→ Short task: Sort through the entries below and pull out lines containing the word "React".

→ Supplied information:
*****
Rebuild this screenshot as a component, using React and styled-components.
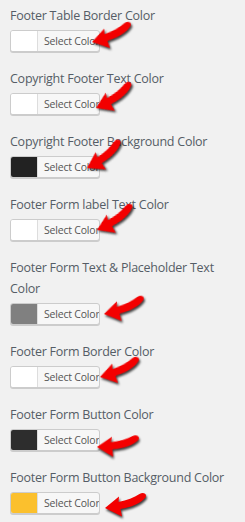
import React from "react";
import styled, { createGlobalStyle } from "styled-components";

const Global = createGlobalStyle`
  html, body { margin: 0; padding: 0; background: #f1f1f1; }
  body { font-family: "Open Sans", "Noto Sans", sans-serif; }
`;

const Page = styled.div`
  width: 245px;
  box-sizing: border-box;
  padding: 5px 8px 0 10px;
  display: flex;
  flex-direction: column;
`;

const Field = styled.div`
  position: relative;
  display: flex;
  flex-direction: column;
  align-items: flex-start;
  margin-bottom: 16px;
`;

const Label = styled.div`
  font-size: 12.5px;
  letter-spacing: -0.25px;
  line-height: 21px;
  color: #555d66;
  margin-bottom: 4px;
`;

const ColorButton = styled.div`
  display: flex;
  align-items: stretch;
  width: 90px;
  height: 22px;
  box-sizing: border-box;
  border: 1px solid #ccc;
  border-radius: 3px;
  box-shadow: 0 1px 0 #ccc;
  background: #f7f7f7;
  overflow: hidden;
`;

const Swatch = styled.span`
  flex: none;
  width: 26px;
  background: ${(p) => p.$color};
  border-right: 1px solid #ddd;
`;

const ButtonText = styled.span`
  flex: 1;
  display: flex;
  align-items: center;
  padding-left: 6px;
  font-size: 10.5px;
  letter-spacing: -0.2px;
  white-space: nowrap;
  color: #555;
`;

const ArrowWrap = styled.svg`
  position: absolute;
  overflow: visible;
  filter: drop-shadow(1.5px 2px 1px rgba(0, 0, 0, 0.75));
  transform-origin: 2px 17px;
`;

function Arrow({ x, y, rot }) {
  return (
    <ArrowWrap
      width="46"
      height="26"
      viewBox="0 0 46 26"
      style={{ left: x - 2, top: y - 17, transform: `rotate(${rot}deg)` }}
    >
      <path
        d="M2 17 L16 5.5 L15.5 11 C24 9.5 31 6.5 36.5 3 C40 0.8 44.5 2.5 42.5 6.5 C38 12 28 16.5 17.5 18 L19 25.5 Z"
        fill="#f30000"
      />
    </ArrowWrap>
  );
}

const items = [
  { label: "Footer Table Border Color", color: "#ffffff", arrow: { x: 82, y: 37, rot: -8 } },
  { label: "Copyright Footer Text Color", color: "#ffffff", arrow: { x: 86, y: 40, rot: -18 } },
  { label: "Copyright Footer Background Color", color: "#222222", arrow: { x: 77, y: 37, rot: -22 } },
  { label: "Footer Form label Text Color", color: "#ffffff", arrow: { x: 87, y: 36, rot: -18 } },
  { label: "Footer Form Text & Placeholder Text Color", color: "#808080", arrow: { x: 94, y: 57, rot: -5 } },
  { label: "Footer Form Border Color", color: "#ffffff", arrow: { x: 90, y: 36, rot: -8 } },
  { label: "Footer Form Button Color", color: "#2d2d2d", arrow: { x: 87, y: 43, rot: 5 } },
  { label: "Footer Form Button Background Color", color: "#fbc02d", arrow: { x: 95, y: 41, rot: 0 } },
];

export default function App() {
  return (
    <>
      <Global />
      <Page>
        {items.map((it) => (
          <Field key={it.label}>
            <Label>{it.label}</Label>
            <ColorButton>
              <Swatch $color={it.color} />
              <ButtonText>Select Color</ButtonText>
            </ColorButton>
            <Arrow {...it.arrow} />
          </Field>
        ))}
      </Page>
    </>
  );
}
*****
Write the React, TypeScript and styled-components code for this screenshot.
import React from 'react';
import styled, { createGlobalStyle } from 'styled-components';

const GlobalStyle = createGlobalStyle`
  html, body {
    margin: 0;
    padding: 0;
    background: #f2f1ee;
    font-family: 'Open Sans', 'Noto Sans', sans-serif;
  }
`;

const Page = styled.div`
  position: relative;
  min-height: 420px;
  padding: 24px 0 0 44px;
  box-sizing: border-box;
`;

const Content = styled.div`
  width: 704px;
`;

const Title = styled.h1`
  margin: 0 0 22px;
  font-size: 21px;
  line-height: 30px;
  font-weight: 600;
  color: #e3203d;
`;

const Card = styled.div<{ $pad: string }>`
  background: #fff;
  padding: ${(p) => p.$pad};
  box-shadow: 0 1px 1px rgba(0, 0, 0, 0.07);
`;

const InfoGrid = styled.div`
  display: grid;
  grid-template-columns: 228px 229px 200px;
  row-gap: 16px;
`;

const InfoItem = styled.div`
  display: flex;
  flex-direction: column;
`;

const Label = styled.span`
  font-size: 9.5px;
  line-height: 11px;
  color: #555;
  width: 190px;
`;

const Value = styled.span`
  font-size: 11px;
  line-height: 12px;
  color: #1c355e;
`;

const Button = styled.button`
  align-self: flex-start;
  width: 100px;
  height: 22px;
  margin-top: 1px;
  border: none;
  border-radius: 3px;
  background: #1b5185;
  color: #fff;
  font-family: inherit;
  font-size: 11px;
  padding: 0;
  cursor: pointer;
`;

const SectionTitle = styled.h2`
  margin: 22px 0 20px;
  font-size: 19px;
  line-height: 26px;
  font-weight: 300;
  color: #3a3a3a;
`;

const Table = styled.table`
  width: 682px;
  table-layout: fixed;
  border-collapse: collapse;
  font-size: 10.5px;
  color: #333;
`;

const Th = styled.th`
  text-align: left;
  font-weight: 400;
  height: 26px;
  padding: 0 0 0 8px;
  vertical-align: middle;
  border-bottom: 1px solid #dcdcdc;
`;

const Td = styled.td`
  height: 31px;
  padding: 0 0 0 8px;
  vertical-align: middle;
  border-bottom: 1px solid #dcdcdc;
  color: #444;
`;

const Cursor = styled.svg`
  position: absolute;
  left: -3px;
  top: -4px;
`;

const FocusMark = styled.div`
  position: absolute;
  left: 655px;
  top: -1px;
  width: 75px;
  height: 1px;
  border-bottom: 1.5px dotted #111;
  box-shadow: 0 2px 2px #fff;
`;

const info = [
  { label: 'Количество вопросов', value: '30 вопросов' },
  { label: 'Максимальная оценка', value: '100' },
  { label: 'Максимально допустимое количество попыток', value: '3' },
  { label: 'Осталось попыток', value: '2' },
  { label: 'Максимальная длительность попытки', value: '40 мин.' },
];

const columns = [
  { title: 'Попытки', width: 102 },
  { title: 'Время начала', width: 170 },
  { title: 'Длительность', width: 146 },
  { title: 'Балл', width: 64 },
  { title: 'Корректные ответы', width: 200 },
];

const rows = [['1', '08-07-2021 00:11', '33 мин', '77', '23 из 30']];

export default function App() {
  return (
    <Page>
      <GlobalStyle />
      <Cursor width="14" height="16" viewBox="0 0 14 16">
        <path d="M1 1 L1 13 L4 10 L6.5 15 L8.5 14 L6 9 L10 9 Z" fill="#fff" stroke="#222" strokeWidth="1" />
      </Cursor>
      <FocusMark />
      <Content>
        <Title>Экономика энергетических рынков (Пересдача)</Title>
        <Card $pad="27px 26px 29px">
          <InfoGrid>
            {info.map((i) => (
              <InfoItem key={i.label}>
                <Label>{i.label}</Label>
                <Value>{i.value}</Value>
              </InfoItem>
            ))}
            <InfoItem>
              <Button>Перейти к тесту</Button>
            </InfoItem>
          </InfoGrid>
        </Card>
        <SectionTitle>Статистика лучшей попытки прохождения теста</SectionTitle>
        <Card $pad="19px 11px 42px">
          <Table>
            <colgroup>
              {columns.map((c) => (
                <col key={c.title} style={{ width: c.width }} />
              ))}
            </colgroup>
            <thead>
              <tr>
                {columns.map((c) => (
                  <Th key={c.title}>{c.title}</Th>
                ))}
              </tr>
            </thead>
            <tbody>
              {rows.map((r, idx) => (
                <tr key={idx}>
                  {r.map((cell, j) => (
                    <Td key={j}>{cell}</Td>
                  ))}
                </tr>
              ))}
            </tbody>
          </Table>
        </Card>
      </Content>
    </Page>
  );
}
*****
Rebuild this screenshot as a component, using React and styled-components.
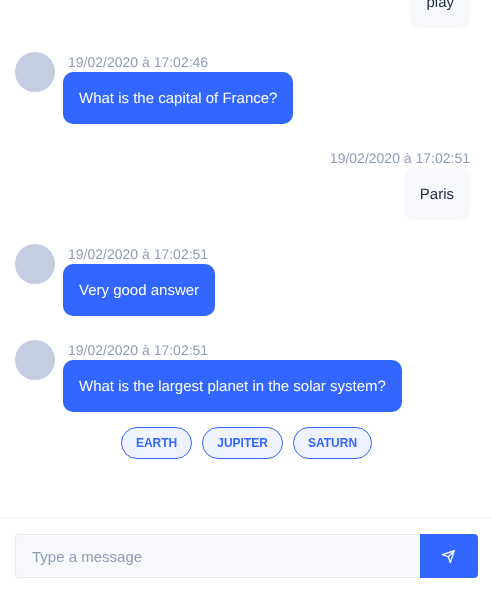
*****
→ Exercise response:
Rebuild this screenshot as a component, using React and styled-components.
import React from "react";
Write the React, TypeScript and styled-components code for this screenshot.
import React from 'react';
Rebuild this screenshot as a component, using React and styled-components.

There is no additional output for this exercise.